Argyle have won the fight to prevent Alan Judge and David Gray playing international football this weekend, but have reluctantly allowed Reda Johnson to fly to Sudan with the Benin squad. Paul Sturrock said: "Judge and Gray have not travelled with their international teams. They've spoken to their managers and they've sorted it all out. I was a wee bit disappointed that Reda was being taken away, because he has been out for six to eight weeks and all of a sudden they were thinking about playing him. But their manager clarified that he wanted to bring him along for team bonding and training and he might get five or ten minutes at the end of the game. I explained to him that I would like Reda to be kept ticking over much harder than he has been, and he has taken that on board.

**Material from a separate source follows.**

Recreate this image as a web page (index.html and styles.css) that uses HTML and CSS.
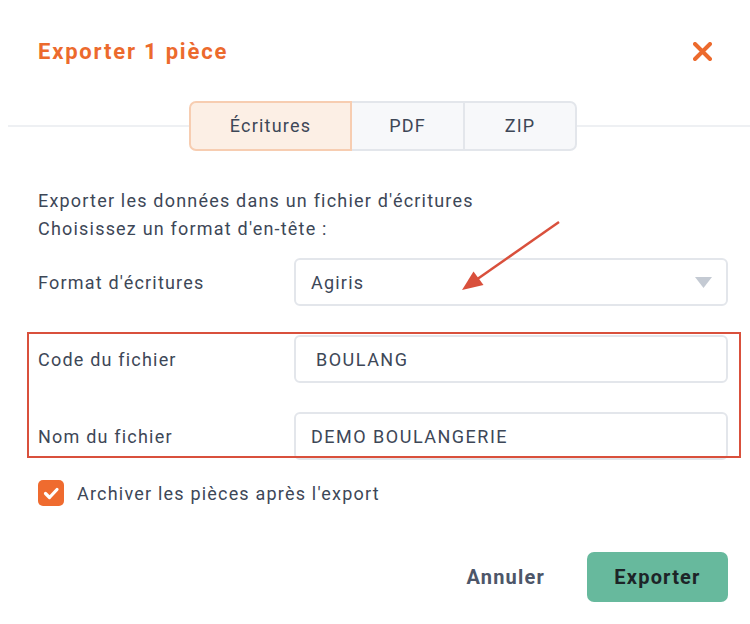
FILE: index.html
```html
<!DOCTYPE html>
<html lang="fr">
<head>
  <meta charset="UTF-8">
  <title>Exporter 1 pièce</title>
  <link rel="stylesheet" href="styles.css">
</head>
<body>
  <div class="modal">
    <div class="modal-header">
      <h1>Exporter 1 pièce</h1>
      <button class="close" aria-label="Fermer">
        <svg width="19" height="19" viewBox="0 0 19 19">
          <path d="M2 2L17 17M17 2L2 17" stroke="#ec6a2d" stroke-width="4" stroke-linecap="round"/>
        </svg>
      </button>
    </div>

    <div class="tab-bar">
      <div class="tabs">
        <div class="tab active">Écritures</div>
        <div class="tab">PDF</div>
        <div class="tab">ZIP</div>
      </div>
    </div>

    <div class="modal-body">
      <p class="intro">Exporter les données dans un fichier d'écritures<br>Choisissez un format d'en-tête :</p>

      <div class="form">
        <label>Format d'écritures</label>
        <div class="select">
          <span>Agiris</span>
          <svg width="17" height="11" viewBox="0 0 17 11"><path d="M0 0H17L8.5 11Z" fill="#c4cad3"/></svg>
        </div>

        <label>Code du fichier</label>
        <input class="field code" type="text" value="BOULANG">

        <label>Nom du fichier</label>
        <input class="field" type="text" value="DEMO BOULANGERIE">
      </div>

      <label class="check">
        <span class="box">
          <svg width="26" height="26" viewBox="0 0 26 26"><path d="M7.5 13.5L11.5 17.5L19 9.5" fill="none" stroke="#fff" stroke-width="3.2" stroke-linecap="round" stroke-linejoin="round"/></svg>
        </span>
        Archiver les pièces après l'export
      </label>

      <div class="actions">
        <button class="btn-cancel">Annuler</button>
        <button class="btn-export">Exporter</button>
      </div>
    </div>
  </div>

  <!-- annotations par-dessus la capture -->
  <svg class="annotations" width="750" height="624" viewBox="0 0 750 624">
    <line x1="559" y1="222" x2="476" y2="280" stroke="#d9503c" stroke-width="2.5"/>
    <path d="M462 290L483.5 285L473.5 271.5Z" fill="#d9503c"/>
    <rect x="28" y="333" width="712" height="124" fill="none" stroke="#d9503c" stroke-width="2"/>
  </svg>
</body>
</html>
```

FILE: styles.css
```css
body {
  margin: 0;
  background-color: #fff;
  font-family: 'Roboto', 'Liberation Sans', sans-serif;
  color: #3d4757;
  letter-spacing: 1.2px;
  overflow: hidden;
  position: relative;
}

.modal {
  width: 750px;
}

.modal-header {
  display: flex;
  justify-content: space-between;
  align-items: center;
  padding: 34px 38px 0 38px;
  height: 34px;
}
.modal-header h1 {
  margin: 0;
  font-size: 22px;
  font-weight: 700;
  color: #ec6a2d;
  letter-spacing: 1.8px;
}
.close {
  border: none;
  background: none;
  padding: 0;
  width: 19px;
  height: 19px;
  display: flex;
  cursor: pointer;
}

.tab-bar {
  display: flex;
  align-items: center;
  width: 750px;
  margin: 33px 0 0 8px;
}
.tab-bar::before,
.tab-bar::after {
  content: '';
  flex: 1;
  height: 2px;
  background-color: #eef0f3;
}
.tabs {
  display: flex;
}
.tab {
  height: 46px;
  line-height: 46px;
  text-align: center;
  font-size: 18px;
  color: #3d4757;
  background-color: #f7f8fa;
  border: 2px solid #e3e6eb;
  border-left: none;
  width: 111px;
}
.tab:last-child {
  border-radius: 0 7px 7px 0;
  width: 110px;
}
.tab.active {
  width: 159px;
  background-color: #fcefe5;
  border: 2px solid #f7cdb1;
  border-radius: 7px 0 0 7px;
}

.modal-body {
  padding: 36px 22px 0 38px;
}
.intro {
  margin: 0;
  font-size: 18px;
  line-height: 28px;
}

.form {
  display: grid;
  grid-template-columns: 256px 1fr;
  row-gap: 29px;
  align-items: center;
  margin-top: 15px;
}
.form label {
  font-size: 18px;
}
.select,
.field {
  box-sizing: border-box;
  height: 48px;
  border: 2px solid #e3e6eb;
  border-radius: 6px;
  background-color: #fff;
  font-family: inherit;
  font-size: 18px;
  letter-spacing: 1.5px;
  color: #3d4757;
}
.select {
  display: flex;
  align-items: center;
  justify-content: space-between;
  padding: 0 14px 0 15px;
  letter-spacing: 1.2px;
}
.field {
  width: 100%;
  padding: 0 15px;
  outline: none;
}
.field.code {
  padding-left: 20px;
}

.check {
  display: flex;
  align-items: center;
  gap: 13px;
  margin-top: 20px;
  font-size: 18px;
}
.box {
  width: 26px;
  height: 26px;
  border-radius: 5px;
  background-color: #ef6b2f;
  display: flex;
}

.actions {
  display: flex;
  justify-content: flex-end;
  align-items: center;
  gap: 30px;
  margin-top: 46px;
}
.actions button {
  font-family: inherit;
  font-size: 20px;
  font-weight: 700;
  letter-spacing: 1.2px;
  border: none;
  cursor: pointer;
}
.btn-cancel {
  background: none;
  color: #4d5669;
  padding: 0 12px;
}
.btn-export {
  background-color: #67b99d;
  color: #1d2427;
  height: 50px;
  width: 141px;
  border-radius: 7px;
}

.annotations {
  position: absolute;
  top: 0;
  left: 0;
  pointer-events: none;
}
```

We've given him heart monitors, so we'll be able to check on the computer what sort of standard he has been training at while he has been away. To be fair to him, he trained very well in the last couple of days he was with us, so we're pleased with him."
Bradley Wright-Phillips will undergo another scan next week in a bid to try and resolve his ongoing knee injury. Despite returning to action on September 15th Wright-Phillips has made just one additional substitute appearance since –against Nottingham Forest on September 27th – because he is still suffering from some discomfort. He had a scan last month to check out the problem and, with no apparent improvement with his knee, will have another. Paul Sturrock said: "Brad is going to have another scan again the middle of next week. We will see how it is going then. Brad has taken a step back – every time he steps it up, his knee flares up. We need to get to the bottom of it. He can probably play on it, but he gets chronic pain with it, so we would rather get to the bottom of the problem." Sturrock added of not being able to utilise Wright-Phillips as much as he would like to: "Bradley is a different type of striker to the others at the club. He has got other attributes. It would be nice to hammer that string to our bow. If you look at competition for places, Bradley, Rory and Jamie, you have a mixture of things. Bradley and Jamie give you real pace behind and you have Alan Gow to consider as well – that gives us options." Despite missing Wright-Phillips', Argyle have enjoyed an upturn in fortunes in their last three outings. "We are starting to score goals now and that is pleasing," said Sturrock. "Our forwards are scoring and we have only conceded two goals in three games. We were losing three goals regularly in certain games. Now, all of a sudden, we have managed to be miserly. If you score first in this league and you are miserly, then you win football games."
Karl Duguid believes Argyle’s improved run of form has created a feel-good factor at Home Park. "Winning games creates a better atmosphere no matter what football club you're at," he said. "Whether you're playing Sunday League or Premier League, it makes the atmosphere better. It's a good group of players at the club at the moment. It feels good. The team has worked so hard to get us where we are. Hopefully, we can push on from here." Duguid was delighted with the victory over Doncaster, and added: "Obviously it's great as Doncaster are a very good footballing side. I think we did enough to go and win the game through our hard work. Given the conditions we had to play in on Saturday, to come off at full-time with three points makes the result at Middlesbrough all the better. Had we lost to Doncaster, it would have been a waste of time going to Middlesbrough and getting the win."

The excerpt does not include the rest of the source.